Friday, 11 February 2011

Interesting points about the bowline for knot geeks

The bowline is used quite extensively in climbing, so I thought the following snippet might be of use to others.
Bowline (left) and "Dutch" bowline (right): note tail end on outsid of knot (from wikipedia)

Following a dispute with a colleague in the UIAA I have done a little digging on the subject, although to be fair I should say Dan Middleton, the BMC technical officer has dug for me!

The discussion was about the merits or otherwise of a bowline tied with the tail end on the outside. This configuration is called a “dutch” or “cowboy” bowline, and the  research paper here suggests that it works just as well as the ordinary bowline which confirms my feeling that it is not an important distinction, though best teaching practise should demonstrate the classic bowline.
The wikipedia (here) suggests that this version knot is actually superior when the loop is subjected to loading that pulls it apart.
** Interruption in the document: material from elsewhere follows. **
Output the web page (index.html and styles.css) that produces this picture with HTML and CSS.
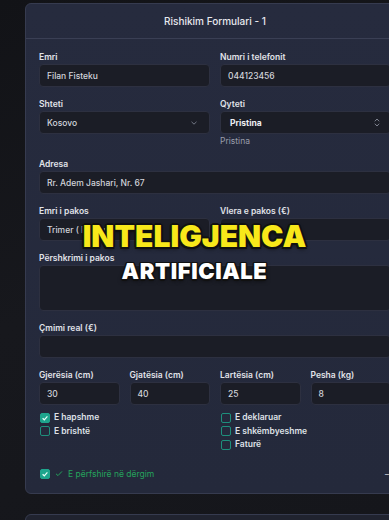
FILE: index.html
```html
<!DOCTYPE html>
<html lang="sq">
<head>
<meta charset="utf-8">
<title>Rishikim Formulari</title>
<link rel="stylesheet" href="styles.css">
</head>
<body>
<div class="page">
  <div class="card">
    <div class="card-head">Rishikim Formulari - 1</div>
    <div class="card-body">
      <div class="grid2">
        <div class="field">
          <div class="label">Emri</div>
          <div class="input">Filan Fisteku</div>
        </div>
        <div class="field">
          <div class="label">Numri i telefonit</div>
          <div class="input">044123456</div>
        </div>
        <div class="field">
          <div class="label">Shteti</div>
          <div class="input select">
            <span>Kosovo</span>
            <svg class="chev" width="6" height="4" viewBox="0 0 6 4"><path d="M0.5 0.8 L3 3.2 L5.5 0.8" fill="none" stroke="#7e8290" stroke-width="0.9"/></svg>
          </div>
        </div>
        <div class="field">
          <div class="label">Qyteti</div>
          <div class="input select strong">
            <span>Pristina</span>
            <svg class="updown" width="6" height="9" viewBox="0 0 6 9"><path d="M0.8 3.3 L3 1 L5.2 3.3 M0.8 5.7 L3 8 L5.2 5.7" fill="none" stroke="#8a8e9c" stroke-width="0.9"/></svg>
          </div>
          <div class="helper">Pristina</div>
        </div>
      </div>
      <div class="field">
        <div class="label">Adresa</div>
        <div class="input">Rr. Adem Jashari, Nr. 67</div>
      </div>
      <div class="grid2">
        <div class="field">
          <div class="label">Emri i pakos</div>
          <div class="input">Trimer ( Philips )</div>
        </div>
        <div class="field">
          <div class="label">Vlera e pakos (€)</div>
          <div class="input">25</div>
        </div>
      </div>
      <div class="field">
        <div class="label">Përshkrimi i pakos</div>
        <div class="input textarea"></div>
      </div>
      <div class="field">
        <div class="label">Çmimi real (€)</div>
        <div class="input"></div>
      </div>
      <div class="grid4">
        <div class="field">
          <div class="label">Gjerësia (cm)</div>
          <div class="input">30</div>
        </div>
        <div class="field">
          <div class="label">Gjatësia (cm)</div>
          <div class="input">40</div>
        </div>
        <div class="field">
          <div class="label">Lartësia (cm)</div>
          <div class="input">25</div>
        </div>
        <div class="field">
          <div class="label">Pesha (kg)</div>
          <div class="input">8</div>
        </div>
      </div>
      <div class="checks">
        <div class="check-col">
          <div class="check"><span class="box on"><svg width="8" height="8" viewBox="0 0 8 8"><path d="M1.6 4.2 L3.3 5.8 L6.4 2.3" fill="none" stroke="#e8fff9" stroke-width="1.2"/></svg></span>E hapshme</div>
          <div class="check"><span class="box"></span>E brishtë</div>
        </div>
        <div class="check-col">
          <div class="check"><span class="box"></span>E deklaruar</div>
          <div class="check"><span class="box"></span>E shkëmbyeshme</div>
          <div class="check"><span class="box"></span>Faturë</div>
        </div>
      </div>
      <div class="included">
        <span class="box on"><svg width="8" height="8" viewBox="0 0 8 8"><path d="M1.6 4.2 L3.3 5.8 L6.4 2.3" fill="none" stroke="#e8fff9" stroke-width="1.2"/></svg></span>
        <svg class="tick" width="8" height="7" viewBox="0 0 8 7"><path d="M1 3.8 L3 5.6 L7 1.4" fill="none" stroke="#23a05a" stroke-width="1"/></svg>
        <span class="inc-text">E përfshirë në dërgim</span>
        <span class="remove">−</span>
      </div>
    </div>
  </div>
  <div class="card card-next"></div>
</div>
<div class="overlay">
  <div class="ov1">INTELIGJENCA</div>
  <div class="ov2">ARTIFICIALE</div>
</div>
</body>
</html>
```

FILE: styles.css
```css
html, body {
  margin: 0;
  padding: 0;
  overflow: hidden;
  width: 389px;
  height: 520px;
}
body {
  background: linear-gradient(160deg, #121317 0%, #17181d 50%, #15161b 100%);
  font-family: Inter, "Noto Sans", sans-serif;
  color: #e2e4ea;
  position: relative;
}
.page {
  padding: 3px 0 0 25px;
  display: flex;
  flex-direction: column;
  gap: 20px;
}
.card {
  width: 380px;
  flex: none;
  box-sizing: border-box;
  background: linear-gradient(180deg, #262b3e 0%, #24293b 100%);
  border: 1px solid #363b4f;
  border-radius: 6px;
}
.card-head {
  height: 34px;
  display: flex;
  align-items: center;
  justify-content: center;
  font-size: 10px;
  font-weight: 500;
  color: #e6e8ee;
  border-bottom: 1px solid #3a3f54;
}
.card-body {
  padding: 12px 13px 12px 13px;
  display: flex;
  flex-direction: column;
  gap: 11px;
}
.grid2 {
  display: grid;
  grid-template-columns: 1fr 1fr;
  column-gap: 10px;
  row-gap: 11px;
  align-items: start;
}
.grid4 {
  display: grid;
  grid-template-columns: repeat(4, 1fr);
  column-gap: 10px;
}
.field {
  display: flex;
  flex-direction: column;
  min-width: 0;
}
.label {
  font-size: 8.5px;
  line-height: 12px;
  font-weight: 600;
  color: #e1e3e9;
  margin-bottom: 1px;
  white-space: nowrap;
}
.input {
  box-sizing: border-box;
  height: 23px;
  background: #1b1d26;
  border: 1px solid #2d3040;
  border-radius: 4px;
  padding: 0 7px;
  display: flex;
  align-items: center;
  font-size: 8.5px;
  font-weight: 500;
  color: #d2d4db;
  white-space: nowrap;
  overflow: hidden;
}
.select {
  justify-content: space-between;
}
.select .chev {
  margin-right: 5px;
}
.strong {
  padding-left: 9px;
  font-weight: 700;
  color: #eceef3;
}
.updown {
  margin-right: 3px;
}
.helper {
  margin-top: 1px;
  font-size: 8.5px;
  line-height: 12px;
  color: #9a9eab;
}
.textarea {
  height: 46px;
}
.checks {
  display: grid;
  grid-template-columns: 1fr 1fr;
  column-gap: 10px;
  margin-top: -5px;
}
.check-col {
  display: flex;
  flex-direction: column;
}
.check {
  display: flex;
  align-items: center;
  height: 13.5px;
  line-height: 13.5px;
  font-size: 8.5px;
  font-weight: 600;
  color: #dfe1e7;
  white-space: nowrap;
}
.box {
  box-sizing: border-box;
  width: 10px;
  height: 10px;
  flex: none;
  border: 1px solid #1e8f7c;
  border-radius: 2px;
  margin: 0 4px 0 1px;
  display: flex;
  align-items: center;
  justify-content: center;
}
.box.on {
  background: #1ea58d;
  border-color: #1ea58d;
}
.included {
  display: flex;
  align-items: center;
  height: 14px;
  margin-top: 4px;
  font-size: 8.5px;
  color: #24a35c;
  white-space: nowrap;
}
.included .box {
  margin-right: 5px;
}
.tick {
  margin-right: 5px;
}
.remove {
  margin-left: auto;
  color: #c9ccd4;
  font-size: 9px;
  margin-right: 1px;
}
.card-next {
  height: 40px;
  background: #20232f;
}
.overlay {
  position: absolute;
  left: 0;
  right: 0;
  top: 218px;
  display: flex;
  flex-direction: column;
  align-items: center;
  font-family: Inter, "Noto Sans", sans-serif;
  font-weight: 900;
  pointer-events: none;
}
.ov1 {
  font-size: 30px;
  line-height: 36px;
  color: #f8e81a;
  letter-spacing: 0;
  text-shadow: 2px 0 0 #111, -2px 0 0 #111, 0 2px 0 #111, 0 -2px 0 #111, 1.5px 1.5px 0 #111, -1.5px 1.5px 0 #111, 1.5px -1.5px 0 #111, -1.5px -1.5px 0 #111, 0 2px 4px rgba(0,0,0,0.6);
}
.ov2 {
  font-size: 22px;
  line-height: 26px;
  margin-top: 4px;
  color: #ffffff;
  letter-spacing: 0.6px;
  text-shadow: 1.5px 0 0 #111, -1.5px 0 0 #111, 0 1.5px 0 #111, 0 -1.5px 0 #111, 1px 1px 0 #111, -1px 1px 0 #111, 1px -1px 0 #111, -1px -1px 0 #111, 0 2px 4px rgba(0,0,0,0.6);
}
```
Thursday, 10 February 2011

MIA registration fees: what you get for your £70

When Oxford University announced the decision to charge £9000 per year for students, it led me to the following reflections:

MLT is self-funding. This means that all of our day-to-day work has to be funded from the income from registrations and publication sales. The £70.00 that each MIA registrant pays contributes to the following (not a definitive) list:

·         Possible correspondence (sometimes lengthy) over missing pre-requisites from application, along with (normally) a 6 month “grace period” if necessary
·         Support to candidates while passing through schemes including free access to a complaints investigation panel over (rare) complaints about assessment course
·         Support for life with the following services:
o   Access during office hours to information and administration service
o   Development and maintenance of syllabus, handbook, website
o   Liaison with dozens of employment and education bodies to ensure continued recognition of our qualifications
o   Liaison with professional associations (AMI, BMG, BAIML) + voluntary association (MLTA) of award holders
o   Expenses for quarterly meetings of conscripted volunteers who constitute the development board
o   Pro-active work to protect our vocational mountaineering qualifications as the “industry standard”
o   Development and publication of the online “National Guidelines” document.
o   Representation of the UK qualifications at the Union of International Alpine Association’s (UIAA) international Training Standards, resulting in increasing international recognition
o   Parallel support and development of the MIC to complement and extend the scope of MIA
o   Quality Assurance system requiring regular inspection visits to National Centre courses in Snowdonia, Scotland and Ireland (summer + winter)
o   Marketing of the awards
o   On-going development of the MLT publications “Hillwalking”, “Rockclimbing” and “winter skills”
o   On-going development of ML, SPA CWA etc. which feed into the MIA scheme.
o   Production and postage of logbook
o   Maintenance and security of a UK-wide database of mountain leaders and instructors
o   Support for AMI, the association for MIA and MIC holders. (MLT receives no income from AMI apart from an administration service contract)
o   Regular news updates on the MLT website, blog, Twitter etc.
o   Potential access to work on SPA, ML, CWA, CWL, WGL courses

Graduates at Oxford who complete their degree will have parted with £27,000 in tuition fees plus accommodation and food costs for 3 years. Most degrees do not directly qualify them to get a job without further vocational experience and/or qualifications.
By comparison, an MIA graduate will have spent £70 registration and £1500 on tuition fees, including travel costs, and this is all tax-deductible. Apart from annual insurance costs for working there are no on-going costs for MIA holders (though of course many choose to join AMI and MLTA). Many AMI holders start earning a reasonable living immediately on completion of the qualification and continue to earn a good living for the rest of their working lives. Others work in a voluntary capacity, but either way the workplace is the Great Outdoors!

I can’t think of any other industry that gives so much in return for so little outlay.

Tuesday, 1 February 2011

Guidebook work is never finished

The Tremadog guidebook was a succesful project but it was impossible to personally check every route, and indeed I feel that the strength of a club production is in developing means to involve the membership, who collectively are likely to have climbed far more of the routes than I can ever hope to. However, that's no reason not to continue researching for myself, or perhaps I should rephrase that - I love climbing at Tremadog!

Sunday 29th January was blessed mainly with clear skies, and although the frosts still lingered it was reasonably warm in the afternoon, so I dragged out my long-suffering son for some exploration of the isolated buttresses to the west of Craig y Castell. We found that thanks to discreet but convenient abseil anchors we were able to complete several climbs in quick succession and check their neighbours. We climbed Gestiana  (E1, slighly over-rated at 2 stars), followed by Pryderi (E1) and Pert (E2) both well worth 2 stars if you ignore the muddy and brambly link between the approach pitch (with its perplexing crux) and the upper buttress.